Out of the lines below, please list those that hold the string "index".

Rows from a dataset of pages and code
──────────────────────────────
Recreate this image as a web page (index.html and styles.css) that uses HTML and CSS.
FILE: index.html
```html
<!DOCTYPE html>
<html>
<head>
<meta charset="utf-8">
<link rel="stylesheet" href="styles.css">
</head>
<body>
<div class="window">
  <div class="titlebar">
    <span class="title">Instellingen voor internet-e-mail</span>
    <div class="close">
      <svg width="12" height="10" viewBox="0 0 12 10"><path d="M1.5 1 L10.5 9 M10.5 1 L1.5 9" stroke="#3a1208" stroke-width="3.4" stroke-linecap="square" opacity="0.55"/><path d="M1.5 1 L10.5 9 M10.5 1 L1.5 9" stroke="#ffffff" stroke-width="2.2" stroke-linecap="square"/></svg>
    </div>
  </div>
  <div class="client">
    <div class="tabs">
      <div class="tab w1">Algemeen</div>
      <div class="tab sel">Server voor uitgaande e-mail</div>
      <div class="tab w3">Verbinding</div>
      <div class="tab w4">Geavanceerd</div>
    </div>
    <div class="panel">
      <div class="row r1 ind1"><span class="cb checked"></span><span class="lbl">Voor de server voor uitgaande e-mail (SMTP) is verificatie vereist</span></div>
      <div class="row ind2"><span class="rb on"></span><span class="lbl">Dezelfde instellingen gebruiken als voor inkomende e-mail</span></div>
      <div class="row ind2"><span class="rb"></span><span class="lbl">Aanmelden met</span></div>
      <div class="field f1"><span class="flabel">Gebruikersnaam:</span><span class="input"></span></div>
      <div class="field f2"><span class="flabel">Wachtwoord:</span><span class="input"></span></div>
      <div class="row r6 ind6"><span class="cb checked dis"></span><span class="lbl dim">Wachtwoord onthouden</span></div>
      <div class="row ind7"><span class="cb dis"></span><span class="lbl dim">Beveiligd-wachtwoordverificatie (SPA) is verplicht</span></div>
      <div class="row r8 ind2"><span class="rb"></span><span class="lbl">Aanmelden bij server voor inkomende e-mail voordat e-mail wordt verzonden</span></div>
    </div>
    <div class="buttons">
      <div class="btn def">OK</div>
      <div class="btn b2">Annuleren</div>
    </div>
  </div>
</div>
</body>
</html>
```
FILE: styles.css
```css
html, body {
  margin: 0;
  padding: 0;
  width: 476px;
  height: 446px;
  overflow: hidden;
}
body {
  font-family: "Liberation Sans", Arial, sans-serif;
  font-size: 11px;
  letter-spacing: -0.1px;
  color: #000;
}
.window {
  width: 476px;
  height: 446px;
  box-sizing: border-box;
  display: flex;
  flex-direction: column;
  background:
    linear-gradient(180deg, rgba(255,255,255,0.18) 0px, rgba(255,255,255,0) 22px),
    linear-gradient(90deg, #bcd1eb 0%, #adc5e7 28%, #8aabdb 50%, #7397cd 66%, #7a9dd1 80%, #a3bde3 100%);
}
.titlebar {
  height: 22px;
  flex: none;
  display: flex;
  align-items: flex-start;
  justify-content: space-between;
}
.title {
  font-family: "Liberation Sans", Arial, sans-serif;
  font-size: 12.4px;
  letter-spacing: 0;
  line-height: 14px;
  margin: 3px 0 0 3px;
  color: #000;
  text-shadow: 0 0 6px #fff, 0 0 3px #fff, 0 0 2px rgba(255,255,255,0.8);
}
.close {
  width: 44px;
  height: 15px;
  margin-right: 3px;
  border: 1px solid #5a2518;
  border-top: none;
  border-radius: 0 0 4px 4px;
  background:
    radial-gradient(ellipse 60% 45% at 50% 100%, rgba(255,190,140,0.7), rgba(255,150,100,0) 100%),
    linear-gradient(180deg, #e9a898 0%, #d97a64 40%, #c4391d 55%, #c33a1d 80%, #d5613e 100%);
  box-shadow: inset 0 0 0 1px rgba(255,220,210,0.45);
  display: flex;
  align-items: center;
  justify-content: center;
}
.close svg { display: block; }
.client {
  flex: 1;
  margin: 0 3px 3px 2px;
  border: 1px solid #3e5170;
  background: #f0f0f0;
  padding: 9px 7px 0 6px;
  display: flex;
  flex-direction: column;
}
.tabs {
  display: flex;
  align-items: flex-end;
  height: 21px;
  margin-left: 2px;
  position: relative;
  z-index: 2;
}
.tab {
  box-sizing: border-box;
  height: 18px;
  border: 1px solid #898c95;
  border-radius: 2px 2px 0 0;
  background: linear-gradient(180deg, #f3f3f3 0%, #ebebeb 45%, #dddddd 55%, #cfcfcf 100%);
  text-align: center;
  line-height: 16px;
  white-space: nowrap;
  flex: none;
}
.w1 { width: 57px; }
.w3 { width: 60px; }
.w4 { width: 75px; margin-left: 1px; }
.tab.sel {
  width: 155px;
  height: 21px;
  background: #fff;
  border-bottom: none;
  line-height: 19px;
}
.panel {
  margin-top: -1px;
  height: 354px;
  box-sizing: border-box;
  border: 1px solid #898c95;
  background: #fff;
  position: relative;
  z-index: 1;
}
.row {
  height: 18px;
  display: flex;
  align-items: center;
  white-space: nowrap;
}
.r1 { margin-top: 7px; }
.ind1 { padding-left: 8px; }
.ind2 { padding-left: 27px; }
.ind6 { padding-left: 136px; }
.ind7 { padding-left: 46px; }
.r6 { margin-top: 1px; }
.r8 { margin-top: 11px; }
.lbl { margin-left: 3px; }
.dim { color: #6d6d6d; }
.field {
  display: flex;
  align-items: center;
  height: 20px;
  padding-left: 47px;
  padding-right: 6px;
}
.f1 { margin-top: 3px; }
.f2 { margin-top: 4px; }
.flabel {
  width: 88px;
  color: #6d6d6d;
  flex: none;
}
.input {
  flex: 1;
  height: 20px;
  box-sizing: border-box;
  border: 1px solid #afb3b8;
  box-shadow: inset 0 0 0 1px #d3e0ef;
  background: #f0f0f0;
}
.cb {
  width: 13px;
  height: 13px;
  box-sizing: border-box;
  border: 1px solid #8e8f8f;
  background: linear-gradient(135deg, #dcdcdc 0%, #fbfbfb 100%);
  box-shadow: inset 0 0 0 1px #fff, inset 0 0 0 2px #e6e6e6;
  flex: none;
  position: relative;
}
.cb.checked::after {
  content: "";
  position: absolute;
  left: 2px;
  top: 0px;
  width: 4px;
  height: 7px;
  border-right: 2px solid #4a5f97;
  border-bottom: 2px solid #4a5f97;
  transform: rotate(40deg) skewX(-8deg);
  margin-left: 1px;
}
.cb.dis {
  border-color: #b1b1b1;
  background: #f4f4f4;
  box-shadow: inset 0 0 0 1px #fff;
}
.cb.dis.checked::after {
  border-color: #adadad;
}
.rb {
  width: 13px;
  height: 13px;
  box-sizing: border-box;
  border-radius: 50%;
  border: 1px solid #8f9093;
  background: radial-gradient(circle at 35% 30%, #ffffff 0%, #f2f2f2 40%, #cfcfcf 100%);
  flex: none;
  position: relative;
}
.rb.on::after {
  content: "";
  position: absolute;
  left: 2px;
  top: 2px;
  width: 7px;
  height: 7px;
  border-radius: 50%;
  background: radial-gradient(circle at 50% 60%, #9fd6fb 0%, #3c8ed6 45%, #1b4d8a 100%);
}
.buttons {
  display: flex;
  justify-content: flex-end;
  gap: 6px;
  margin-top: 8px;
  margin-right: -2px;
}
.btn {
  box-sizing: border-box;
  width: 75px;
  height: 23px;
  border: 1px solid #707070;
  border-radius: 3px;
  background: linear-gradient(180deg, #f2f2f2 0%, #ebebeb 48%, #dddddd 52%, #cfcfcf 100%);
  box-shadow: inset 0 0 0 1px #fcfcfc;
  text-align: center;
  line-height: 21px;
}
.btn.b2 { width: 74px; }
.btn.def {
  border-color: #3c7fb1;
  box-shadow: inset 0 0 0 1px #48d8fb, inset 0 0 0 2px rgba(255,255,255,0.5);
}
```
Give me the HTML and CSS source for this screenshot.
──────────────────────────────
#### [RESULT BELOW]
Recreate this image as a web page (index.html and styles.css) that uses HTML and CSS.
FILE: index.html
  z-index: 2;
  z-index: 1;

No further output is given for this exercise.